- **Input data**:
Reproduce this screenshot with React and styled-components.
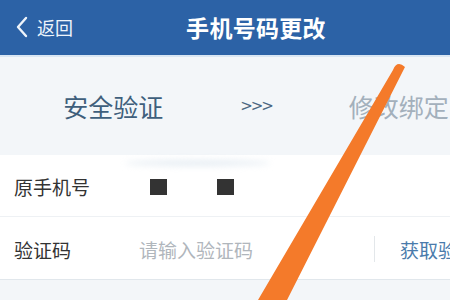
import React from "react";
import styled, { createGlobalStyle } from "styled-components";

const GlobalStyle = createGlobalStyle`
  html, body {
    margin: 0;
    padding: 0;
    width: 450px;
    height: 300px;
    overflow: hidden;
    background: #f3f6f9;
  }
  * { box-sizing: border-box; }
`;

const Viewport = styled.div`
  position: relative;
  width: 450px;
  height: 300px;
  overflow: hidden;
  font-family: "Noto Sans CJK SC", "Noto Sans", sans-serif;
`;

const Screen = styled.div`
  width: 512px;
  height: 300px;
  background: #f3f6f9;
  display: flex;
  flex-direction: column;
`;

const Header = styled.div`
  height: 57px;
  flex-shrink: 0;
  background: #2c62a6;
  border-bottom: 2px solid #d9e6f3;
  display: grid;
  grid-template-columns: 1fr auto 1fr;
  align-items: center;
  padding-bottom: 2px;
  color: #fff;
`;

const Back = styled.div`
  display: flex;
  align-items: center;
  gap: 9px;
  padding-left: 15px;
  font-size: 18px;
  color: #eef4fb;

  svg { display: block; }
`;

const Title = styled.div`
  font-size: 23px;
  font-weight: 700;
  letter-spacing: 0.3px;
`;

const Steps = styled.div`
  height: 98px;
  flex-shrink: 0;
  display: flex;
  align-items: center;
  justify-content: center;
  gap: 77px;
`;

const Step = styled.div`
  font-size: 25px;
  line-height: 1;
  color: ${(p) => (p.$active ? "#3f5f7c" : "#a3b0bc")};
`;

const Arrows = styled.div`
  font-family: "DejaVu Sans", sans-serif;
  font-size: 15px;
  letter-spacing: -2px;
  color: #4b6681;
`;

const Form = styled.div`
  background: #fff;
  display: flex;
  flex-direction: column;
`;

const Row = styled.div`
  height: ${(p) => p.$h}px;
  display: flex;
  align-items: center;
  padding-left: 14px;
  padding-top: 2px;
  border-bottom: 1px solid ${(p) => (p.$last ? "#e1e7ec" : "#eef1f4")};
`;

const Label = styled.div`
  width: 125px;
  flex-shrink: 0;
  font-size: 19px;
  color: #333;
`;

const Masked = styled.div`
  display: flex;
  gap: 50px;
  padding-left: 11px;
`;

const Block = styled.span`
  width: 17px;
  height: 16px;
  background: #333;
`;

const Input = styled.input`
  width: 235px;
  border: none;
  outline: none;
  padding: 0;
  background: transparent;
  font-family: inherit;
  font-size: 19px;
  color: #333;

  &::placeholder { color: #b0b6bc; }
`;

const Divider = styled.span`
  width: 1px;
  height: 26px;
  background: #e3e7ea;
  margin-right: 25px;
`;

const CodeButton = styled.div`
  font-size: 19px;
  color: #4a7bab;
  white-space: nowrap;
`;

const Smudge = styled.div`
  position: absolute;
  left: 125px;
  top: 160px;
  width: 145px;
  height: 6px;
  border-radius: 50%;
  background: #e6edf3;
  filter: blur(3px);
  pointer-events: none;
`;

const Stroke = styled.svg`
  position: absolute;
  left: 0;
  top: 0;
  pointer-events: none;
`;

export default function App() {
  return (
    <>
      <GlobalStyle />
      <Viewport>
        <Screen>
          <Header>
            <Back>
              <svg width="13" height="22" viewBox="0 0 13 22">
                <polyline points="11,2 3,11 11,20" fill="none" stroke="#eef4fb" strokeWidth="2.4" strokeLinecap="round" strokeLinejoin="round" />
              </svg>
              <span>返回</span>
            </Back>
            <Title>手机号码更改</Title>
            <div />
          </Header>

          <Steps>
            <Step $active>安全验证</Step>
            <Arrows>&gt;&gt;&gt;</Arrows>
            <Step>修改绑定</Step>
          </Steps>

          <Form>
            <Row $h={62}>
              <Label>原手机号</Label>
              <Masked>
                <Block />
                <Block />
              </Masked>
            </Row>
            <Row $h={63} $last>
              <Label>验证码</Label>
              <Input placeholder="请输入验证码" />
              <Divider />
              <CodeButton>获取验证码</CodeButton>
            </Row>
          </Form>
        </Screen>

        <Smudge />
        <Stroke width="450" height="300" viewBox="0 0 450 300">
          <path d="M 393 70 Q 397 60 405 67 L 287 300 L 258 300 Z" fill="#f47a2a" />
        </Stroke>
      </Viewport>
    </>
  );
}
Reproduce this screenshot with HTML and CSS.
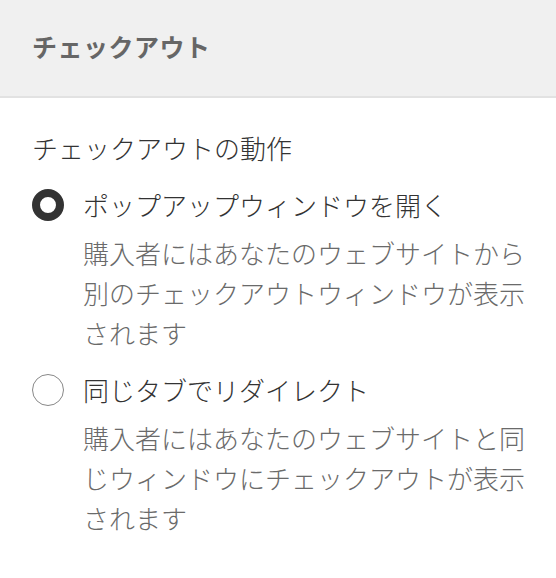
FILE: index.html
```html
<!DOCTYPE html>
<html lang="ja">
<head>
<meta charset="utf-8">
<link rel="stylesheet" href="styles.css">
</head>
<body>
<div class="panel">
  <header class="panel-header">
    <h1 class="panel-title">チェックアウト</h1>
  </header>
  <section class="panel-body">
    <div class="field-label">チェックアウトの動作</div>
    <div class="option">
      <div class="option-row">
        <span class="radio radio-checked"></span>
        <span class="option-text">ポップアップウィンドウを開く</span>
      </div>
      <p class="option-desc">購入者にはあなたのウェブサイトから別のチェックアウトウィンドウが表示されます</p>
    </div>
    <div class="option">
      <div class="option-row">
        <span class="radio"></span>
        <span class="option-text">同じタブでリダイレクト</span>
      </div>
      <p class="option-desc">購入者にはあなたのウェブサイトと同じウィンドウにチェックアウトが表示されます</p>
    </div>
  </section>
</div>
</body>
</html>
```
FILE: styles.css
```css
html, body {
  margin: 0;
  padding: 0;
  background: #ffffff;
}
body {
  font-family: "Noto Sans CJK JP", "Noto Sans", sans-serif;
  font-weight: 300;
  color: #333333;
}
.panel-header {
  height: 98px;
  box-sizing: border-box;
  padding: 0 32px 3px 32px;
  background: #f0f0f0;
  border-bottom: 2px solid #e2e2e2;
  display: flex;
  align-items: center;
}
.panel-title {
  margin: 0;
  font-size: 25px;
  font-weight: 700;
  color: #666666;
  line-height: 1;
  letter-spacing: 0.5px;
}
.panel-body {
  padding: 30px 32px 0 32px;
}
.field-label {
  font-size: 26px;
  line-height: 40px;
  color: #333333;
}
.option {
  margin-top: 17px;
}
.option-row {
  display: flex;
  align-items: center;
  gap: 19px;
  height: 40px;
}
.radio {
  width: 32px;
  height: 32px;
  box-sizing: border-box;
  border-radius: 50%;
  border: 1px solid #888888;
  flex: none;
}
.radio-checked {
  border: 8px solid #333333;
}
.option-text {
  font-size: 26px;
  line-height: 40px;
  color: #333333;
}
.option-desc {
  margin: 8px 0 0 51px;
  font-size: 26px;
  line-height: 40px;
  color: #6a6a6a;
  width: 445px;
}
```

---

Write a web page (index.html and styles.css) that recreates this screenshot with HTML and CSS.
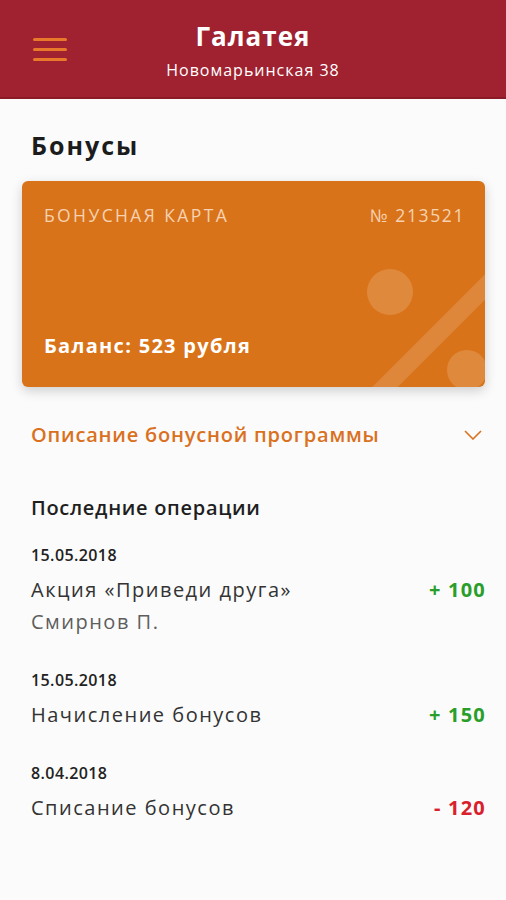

- **Your instructions**:
Search the lines for "components". Copy each line that has it.

- **Result for this task**:
Reproduce this screenshot with React and styled-components.
import styled, { createGlobalStyle } from "styled-components";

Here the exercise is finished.